— begin —

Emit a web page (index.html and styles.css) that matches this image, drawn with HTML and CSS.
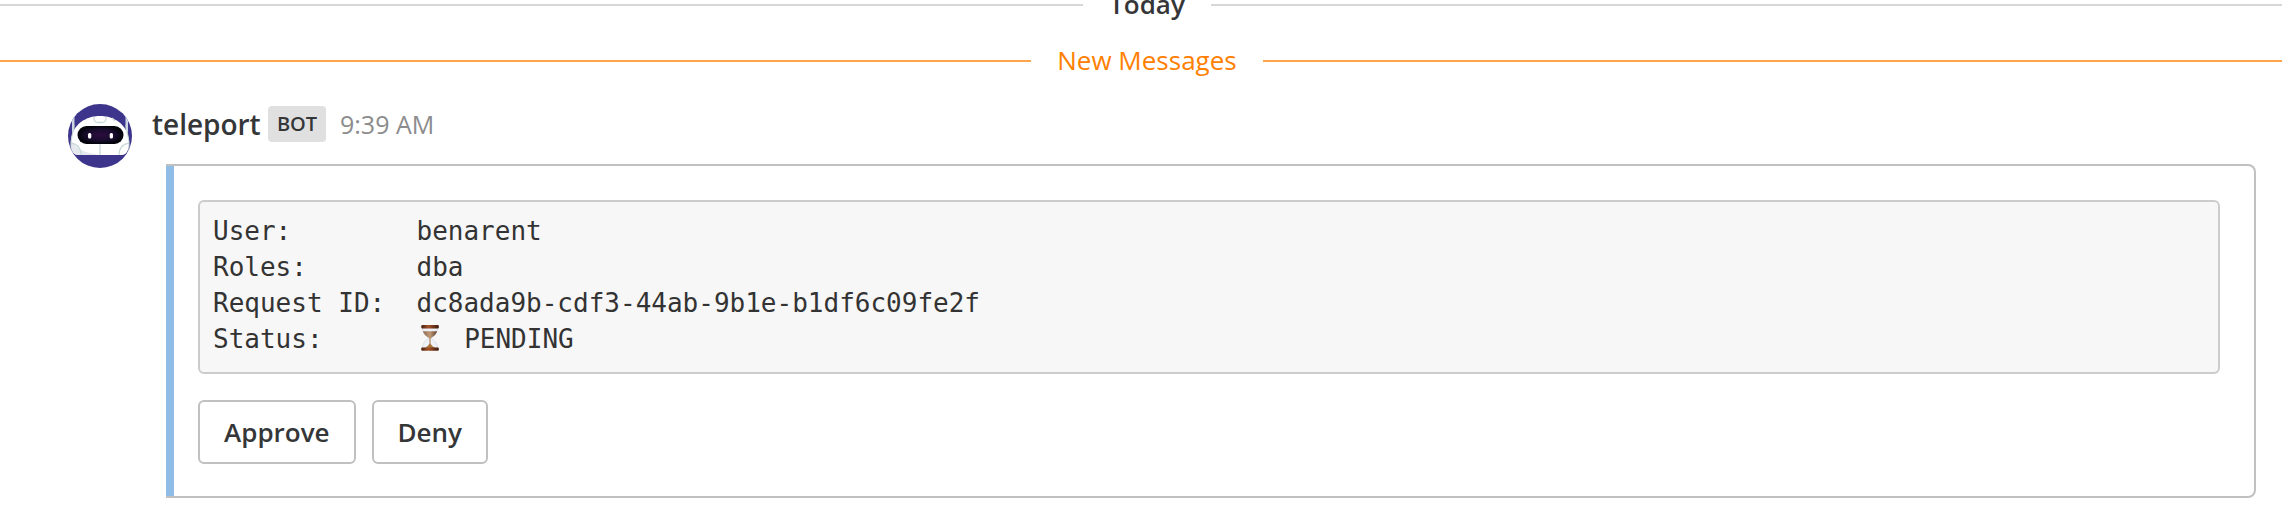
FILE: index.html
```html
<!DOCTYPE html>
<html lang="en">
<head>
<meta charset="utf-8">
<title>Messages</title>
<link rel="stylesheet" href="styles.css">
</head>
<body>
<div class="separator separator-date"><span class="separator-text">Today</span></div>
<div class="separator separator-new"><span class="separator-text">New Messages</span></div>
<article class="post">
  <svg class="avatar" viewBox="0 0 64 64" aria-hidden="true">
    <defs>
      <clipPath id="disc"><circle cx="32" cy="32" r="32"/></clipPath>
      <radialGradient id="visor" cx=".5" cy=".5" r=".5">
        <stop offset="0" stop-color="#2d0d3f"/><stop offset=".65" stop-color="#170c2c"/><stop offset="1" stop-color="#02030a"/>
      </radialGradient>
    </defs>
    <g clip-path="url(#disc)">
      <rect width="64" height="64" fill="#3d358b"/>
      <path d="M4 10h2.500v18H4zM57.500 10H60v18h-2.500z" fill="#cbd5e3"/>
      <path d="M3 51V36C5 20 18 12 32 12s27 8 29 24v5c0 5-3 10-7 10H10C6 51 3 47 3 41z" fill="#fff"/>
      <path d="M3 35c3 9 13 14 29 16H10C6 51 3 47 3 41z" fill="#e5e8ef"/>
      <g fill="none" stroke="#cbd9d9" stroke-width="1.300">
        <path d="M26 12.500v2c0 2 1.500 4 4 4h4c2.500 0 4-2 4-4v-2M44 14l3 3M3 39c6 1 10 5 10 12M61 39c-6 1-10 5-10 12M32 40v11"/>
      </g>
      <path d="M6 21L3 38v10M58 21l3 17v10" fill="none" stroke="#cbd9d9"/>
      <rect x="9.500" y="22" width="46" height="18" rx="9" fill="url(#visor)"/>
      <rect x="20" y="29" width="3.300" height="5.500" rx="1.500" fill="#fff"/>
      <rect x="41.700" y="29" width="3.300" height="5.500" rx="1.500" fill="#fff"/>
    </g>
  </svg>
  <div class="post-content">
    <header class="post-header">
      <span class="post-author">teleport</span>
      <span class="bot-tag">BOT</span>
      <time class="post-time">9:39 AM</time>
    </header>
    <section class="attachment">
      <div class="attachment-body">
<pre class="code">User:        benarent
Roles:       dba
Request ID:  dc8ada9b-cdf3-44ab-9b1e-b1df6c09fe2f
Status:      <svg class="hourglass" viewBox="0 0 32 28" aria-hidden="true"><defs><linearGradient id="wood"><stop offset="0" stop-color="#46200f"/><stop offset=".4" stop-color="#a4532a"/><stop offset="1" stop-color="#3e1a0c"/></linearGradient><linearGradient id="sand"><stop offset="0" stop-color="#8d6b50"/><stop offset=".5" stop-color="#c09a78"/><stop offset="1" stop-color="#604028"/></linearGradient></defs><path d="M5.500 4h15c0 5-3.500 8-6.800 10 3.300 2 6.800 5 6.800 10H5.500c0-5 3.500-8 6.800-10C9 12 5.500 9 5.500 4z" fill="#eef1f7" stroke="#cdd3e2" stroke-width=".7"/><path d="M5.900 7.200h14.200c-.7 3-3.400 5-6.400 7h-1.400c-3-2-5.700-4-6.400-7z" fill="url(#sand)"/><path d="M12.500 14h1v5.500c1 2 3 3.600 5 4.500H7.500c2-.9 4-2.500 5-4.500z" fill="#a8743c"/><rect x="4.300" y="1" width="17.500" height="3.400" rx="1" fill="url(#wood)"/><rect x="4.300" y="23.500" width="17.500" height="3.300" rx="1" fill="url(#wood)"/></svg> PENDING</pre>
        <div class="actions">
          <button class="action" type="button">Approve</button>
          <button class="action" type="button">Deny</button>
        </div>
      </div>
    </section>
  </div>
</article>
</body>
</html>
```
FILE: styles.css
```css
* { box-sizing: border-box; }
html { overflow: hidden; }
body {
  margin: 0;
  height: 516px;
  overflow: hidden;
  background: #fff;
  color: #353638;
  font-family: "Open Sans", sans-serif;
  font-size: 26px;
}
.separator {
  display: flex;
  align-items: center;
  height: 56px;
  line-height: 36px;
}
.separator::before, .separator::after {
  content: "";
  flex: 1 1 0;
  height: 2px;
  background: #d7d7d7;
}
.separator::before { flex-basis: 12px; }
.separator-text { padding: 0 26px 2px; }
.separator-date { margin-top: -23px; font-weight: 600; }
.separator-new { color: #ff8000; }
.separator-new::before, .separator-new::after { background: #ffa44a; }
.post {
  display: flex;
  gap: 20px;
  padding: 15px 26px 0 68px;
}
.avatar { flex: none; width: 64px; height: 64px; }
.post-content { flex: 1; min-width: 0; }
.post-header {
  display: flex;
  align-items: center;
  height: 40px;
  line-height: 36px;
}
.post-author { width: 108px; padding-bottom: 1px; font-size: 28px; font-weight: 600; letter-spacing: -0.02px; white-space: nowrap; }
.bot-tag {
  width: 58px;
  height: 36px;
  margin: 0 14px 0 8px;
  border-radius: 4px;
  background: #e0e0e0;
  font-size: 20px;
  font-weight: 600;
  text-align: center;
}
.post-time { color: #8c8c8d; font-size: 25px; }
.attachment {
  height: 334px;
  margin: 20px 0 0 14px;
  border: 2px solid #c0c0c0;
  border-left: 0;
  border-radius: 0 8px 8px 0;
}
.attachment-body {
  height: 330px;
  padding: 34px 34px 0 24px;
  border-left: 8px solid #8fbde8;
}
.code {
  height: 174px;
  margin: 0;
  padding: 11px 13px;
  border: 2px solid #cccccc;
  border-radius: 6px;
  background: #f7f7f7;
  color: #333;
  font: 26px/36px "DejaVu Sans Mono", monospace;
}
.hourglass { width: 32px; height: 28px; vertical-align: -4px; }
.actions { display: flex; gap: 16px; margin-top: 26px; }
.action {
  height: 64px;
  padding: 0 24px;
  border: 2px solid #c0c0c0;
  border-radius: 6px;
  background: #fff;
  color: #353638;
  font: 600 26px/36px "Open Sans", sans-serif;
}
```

— end —

_Do this_
Transcribe the material exactly, leaving every picture out.

_Solution_
Emit a web page (index.html and styles.css) that matches this image, drawn with HTML and CSS.
FILE: index.html
```html
<!DOCTYPE html>
<html lang="en">
<head>
<meta charset="utf-8">
<title>Messages</title>
<link rel="stylesheet" href="styles.css">
</head>
<body>
<div class="separator separator-date"><span class="separator-text">Today</span></div>
<div class="separator separator-new"><span class="separator-text">New Messages</span></div>
<article class="post">
  <svg class="avatar" viewBox="0 0 64 64" aria-hidden="true">
    <defs>
      <clipPath id="disc"><circle cx="32" cy="32" r="32"/></clipPath>
      <radialGradient id="visor" cx=".5" cy=".5" r=".5">
        <stop offset="0" stop-color="#2d0d3f"/><stop offset=".65" stop-color="#170c2c"/><stop offset="1" stop-color="#02030a"/>
      </radialGradient>
    </defs>
    <g clip-path="url(#disc)">
      <rect width="64" height="64" fill="#3d358b"/>
      <path d="M4 10h2.500v18H4zM57.500 10H60v18h-2.500z" fill="#cbd5e3"/>
      <path d="M3 51V36C5 20 18 12 32 12s27 8 29 24v5c0 5-3 10-7 10H10C6 51 3 47 3 41z" fill="#fff"/>
      <path d="M3 35c3 9 13 14 29 16H10C6 51 3 47 3 41z" fill="#e5e8ef"/>
      <g fill="none" stroke="#cbd9d9" stroke-width="1.300">
        <path d="M26 12.500v2c0 2 1.500 4 4 4h4c2.500 0 4-2 4-4v-2M44 14l3 3M3 39c6 1 10 5 10 12M61 39c-6 1-10 5-10 12M32 40v11"/>
      </g>
      <path d="M6 21L3 38v10M58 21l3 17v10" fill="none" stroke="#cbd9d9"/>
      <rect x="9.500" y="22" width="46" height="18" rx="9" fill="url(#visor)"/>
      <rect x="20" y="29" width="3.300" height="5.500" rx="1.500" fill="#fff"/>
      <rect x="41.700" y="29" width="3.300" height="5.500" rx="1.500" fill="#fff"/>
    </g>
  </svg>
  <div class="post-content">
    <header class="post-header">
      <span class="post-author">teleport</span>
      <span class="bot-tag">BOT</span>
      <time class="post-time">9:39 AM</time>
    </header>
    <section class="attachment">
      <div class="attachment-body">
<pre class="code">User:        benarent
Roles:       dba
Request ID:  dc8ada9b-cdf3-44ab-9b1e-b1df6c09fe2f
Status:      <svg class="hourglass" viewBox="0 0 32 28" aria-hidden="true"><defs><linearGradient id="wood"><stop offset="0" stop-color="#46200f"/><stop offset=".4" stop-color="#a4532a"/><stop offset="1" stop-color="#3e1a0c"/></linearGradient><linearGradient id="sand"><stop offset="0" stop-color="#8d6b50"/><stop offset=".5" stop-color="#c09a78"/><stop offset="1" stop-color="#604028"/></linearGradient></defs><path d="M5.500 4h15c0 5-3.500 8-6.800 10 3.300 2 6.800 5 6.800 10H5.500c0-5 3.500-8 6.800-10C9 12 5.500 9 5.500 4z" fill="#eef1f7" stroke="#cdd3e2" stroke-width=".7"/><path d="M5.900 7.200h14.200c-.7 3-3.400 5-6.400 7h-1.400c-3-2-5.700-4-6.400-7z" fill="url(#sand)"/><path d="M12.500 14h1v5.500c1 2 3 3.600 5 4.500H7.500c2-.9 4-2.500 5-4.500z" fill="#a8743c"/><rect x="4.300" y="1" width="17.500" height="3.400" rx="1" fill="url(#wood)"/><rect x="4.300" y="23.500" width="17.500" height="3.300" rx="1" fill="url(#wood)"/></svg> PENDING</pre>
        <div class="actions">
          <button class="action" type="button">Approve</button>
          <button class="action" type="button">Deny</button>
        </div>
      </div>
    </section>
  </div>
</article>
</body>
</html>
```
FILE: styles.css
```css
* { box-sizing: border-box; }
html { overflow: hidden; }
body {
  margin: 0;
  height: 516px;
  overflow: hidden;
  background: #fff;
  color: #353638;
  font-family: "Open Sans", sans-serif;
  font-size: 26px;
}
.separator {
  display: flex;
  align-items: center;
  height: 56px;
  line-height: 36px;
}
.separator::before, .separator::after {
  content: "";
  flex: 1 1 0;
  height: 2px;
  background: #d7d7d7;
}
.separator::before { flex-basis: 12px; }
.separator-text { padding: 0 26px 2px; }
.separator-date { margin-top: -23px; font-weight: 600; }
.separator-new { color: #ff8000; }
.separator-new::before, .separator-new::after { background: #ffa44a; }
.post {
  display: flex;
  gap: 20px;
  padding: 15px 26px 0 68px;
}
.avatar { flex: none; width: 64px; height: 64px; }
.post-content { flex: 1; min-width: 0; }
.post-header {
  display: flex;
  align-items: center;
  height: 40px;
  line-height: 36px;
}
.post-author { width: 108px; padding-bottom: 1px; font-size: 28px; font-weight: 600; letter-spacing: -0.02px; white-space: nowrap; }
.bot-tag {
  width: 58px;
  height: 36px;
  margin: 0 14px 0 8px;
  border-radius: 4px;
  background: #e0e0e0;
  font-size: 20px;
  font-weight: 600;
  text-align: center;
}
.post-time { color: #8c8c8d; font-size: 25px; }
.attachment {
  height: 334px;
  margin: 20px 0 0 14px;
  border: 2px solid #c0c0c0;
  border-left: 0;
  border-radius: 0 8px 8px 0;
}
.attachment-body {
  height: 330px;
  padding: 34px 34px 0 24px;
  border-left: 8px solid #8fbde8;
}
.code {
  height: 174px;
  margin: 0;
  padding: 11px 13px;
  border: 2px solid #cccccc;
  border-radius: 6px;
  background: #f7f7f7;
  color: #333;
  font: 26px/36px "DejaVu Sans Mono", monospace;
}
.hourglass { width: 32px; height: 28px; vertical-align: -4px; }
.actions { display: flex; gap: 16px; margin-top: 26px; }
.action {
  height: 64px;
  padding: 0 24px;
  border: 2px solid #c0c0c0;
  border-radius: 6px;
  background: #fff;
  color: #353638;
  font: 600 26px/36px "Open Sans", sans-serif;
}
```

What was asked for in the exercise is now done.